I just keep a "cook book" of common commands I've gathered from SO so I don't need to search each time to refresh my memory.


I'm pretty sure you meant this in a different way but it reminded me of another thing I see a lot with people.

They have these huge lists (written down in some tool or another) of commands to do specific things and they copy and paste them. It's heart wrenching to see them search for these sometimes (even if they find them) and then they copy and paste them. But they sometimes (many times) don't work or are super simple things. Like the `kubectl get pod` thing I mentioned, they might have that in one of those lists under some heading like "dev environment commands" or somesuch together with 10 or 15 others.

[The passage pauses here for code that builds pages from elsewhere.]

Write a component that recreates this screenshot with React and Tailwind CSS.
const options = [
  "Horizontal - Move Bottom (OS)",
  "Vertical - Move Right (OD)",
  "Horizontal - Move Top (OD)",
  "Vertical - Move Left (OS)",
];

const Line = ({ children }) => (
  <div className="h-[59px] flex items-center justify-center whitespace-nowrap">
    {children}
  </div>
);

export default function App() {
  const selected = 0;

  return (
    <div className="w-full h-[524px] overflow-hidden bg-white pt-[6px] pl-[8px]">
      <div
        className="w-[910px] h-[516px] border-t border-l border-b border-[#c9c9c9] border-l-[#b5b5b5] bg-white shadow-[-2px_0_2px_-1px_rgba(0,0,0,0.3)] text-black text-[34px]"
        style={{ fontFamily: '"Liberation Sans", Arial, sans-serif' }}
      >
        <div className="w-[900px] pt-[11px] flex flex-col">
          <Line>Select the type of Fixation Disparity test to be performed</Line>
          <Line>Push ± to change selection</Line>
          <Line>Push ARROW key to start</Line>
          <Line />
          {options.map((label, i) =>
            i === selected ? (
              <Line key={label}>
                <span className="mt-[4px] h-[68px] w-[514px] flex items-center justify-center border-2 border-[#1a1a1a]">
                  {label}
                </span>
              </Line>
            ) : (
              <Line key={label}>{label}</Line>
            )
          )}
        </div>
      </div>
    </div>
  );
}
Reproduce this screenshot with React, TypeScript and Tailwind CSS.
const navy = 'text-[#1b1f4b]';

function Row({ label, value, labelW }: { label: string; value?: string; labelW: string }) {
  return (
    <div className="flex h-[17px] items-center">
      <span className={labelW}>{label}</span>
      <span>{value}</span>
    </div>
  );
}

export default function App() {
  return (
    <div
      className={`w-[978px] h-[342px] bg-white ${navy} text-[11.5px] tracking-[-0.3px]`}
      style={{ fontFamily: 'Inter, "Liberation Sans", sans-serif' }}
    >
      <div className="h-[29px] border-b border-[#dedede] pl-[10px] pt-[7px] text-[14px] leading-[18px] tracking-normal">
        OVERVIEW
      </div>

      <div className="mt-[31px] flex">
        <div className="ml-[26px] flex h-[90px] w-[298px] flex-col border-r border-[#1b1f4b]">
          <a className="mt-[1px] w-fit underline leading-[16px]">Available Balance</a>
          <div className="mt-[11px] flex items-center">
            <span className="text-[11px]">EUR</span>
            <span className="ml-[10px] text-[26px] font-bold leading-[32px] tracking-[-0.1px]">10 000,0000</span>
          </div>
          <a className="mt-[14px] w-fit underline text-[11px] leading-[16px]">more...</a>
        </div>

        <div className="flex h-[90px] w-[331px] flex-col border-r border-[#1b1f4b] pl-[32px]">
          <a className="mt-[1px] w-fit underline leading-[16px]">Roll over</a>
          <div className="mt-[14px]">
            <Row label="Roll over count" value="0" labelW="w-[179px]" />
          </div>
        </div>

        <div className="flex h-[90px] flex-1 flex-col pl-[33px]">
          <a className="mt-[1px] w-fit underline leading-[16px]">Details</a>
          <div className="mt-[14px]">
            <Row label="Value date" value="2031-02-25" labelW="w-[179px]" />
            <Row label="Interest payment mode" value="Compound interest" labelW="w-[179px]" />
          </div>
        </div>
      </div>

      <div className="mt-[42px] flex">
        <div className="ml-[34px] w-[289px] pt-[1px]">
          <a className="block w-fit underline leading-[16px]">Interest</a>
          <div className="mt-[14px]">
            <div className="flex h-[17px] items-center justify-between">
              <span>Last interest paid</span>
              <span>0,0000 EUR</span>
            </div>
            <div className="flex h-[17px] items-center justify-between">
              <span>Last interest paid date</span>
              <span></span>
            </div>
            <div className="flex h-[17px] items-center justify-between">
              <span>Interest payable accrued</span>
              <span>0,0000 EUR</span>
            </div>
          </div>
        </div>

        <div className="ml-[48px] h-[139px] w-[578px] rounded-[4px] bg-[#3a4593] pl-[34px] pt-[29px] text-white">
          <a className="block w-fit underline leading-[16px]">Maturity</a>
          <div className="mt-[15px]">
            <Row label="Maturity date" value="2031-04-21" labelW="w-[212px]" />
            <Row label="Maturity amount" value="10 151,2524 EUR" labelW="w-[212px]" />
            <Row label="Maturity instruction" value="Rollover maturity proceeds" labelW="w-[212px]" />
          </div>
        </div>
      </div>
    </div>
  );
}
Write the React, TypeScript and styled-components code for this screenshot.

Because they never actually tried to understand the simple logic and meaning behind these command line tools and only ever copy and pasted, they get very easily tripped up by even the simplest things, such as replacing the parts that need to be adjusted for their specific situation, even if clearly marked, such as `kubectl -n <yournamespace> get pod` (or one that comes up even more often in troubleshooting sessions 'The command from the docs does not work and I made sure I copy and paste so I don't mistype it' and if you ask what they did it was `kubectl -n examplenamespace get pod`). Or they might have written down a command from the onboarding docs that combined multiple things into one command line. To fix issues with their environment, they have to basically nuke everything and start from scratch, because only then will their copy and pasted command actually work. They haven't learned to decompose these and use the parts individually or recompose them.


I agree that keeping a cookbook of stuff pasted from the internet without knowing the fundamentals is an anti-pattern.

For me (and probably for GP), my cookbook is stuff that took me more than a few minutes of tinkering or reading manpages to figure out, and it’s stuff that I use maybe once every couple weeks — not often enough to memorize, and annoying if I have to figure it out again.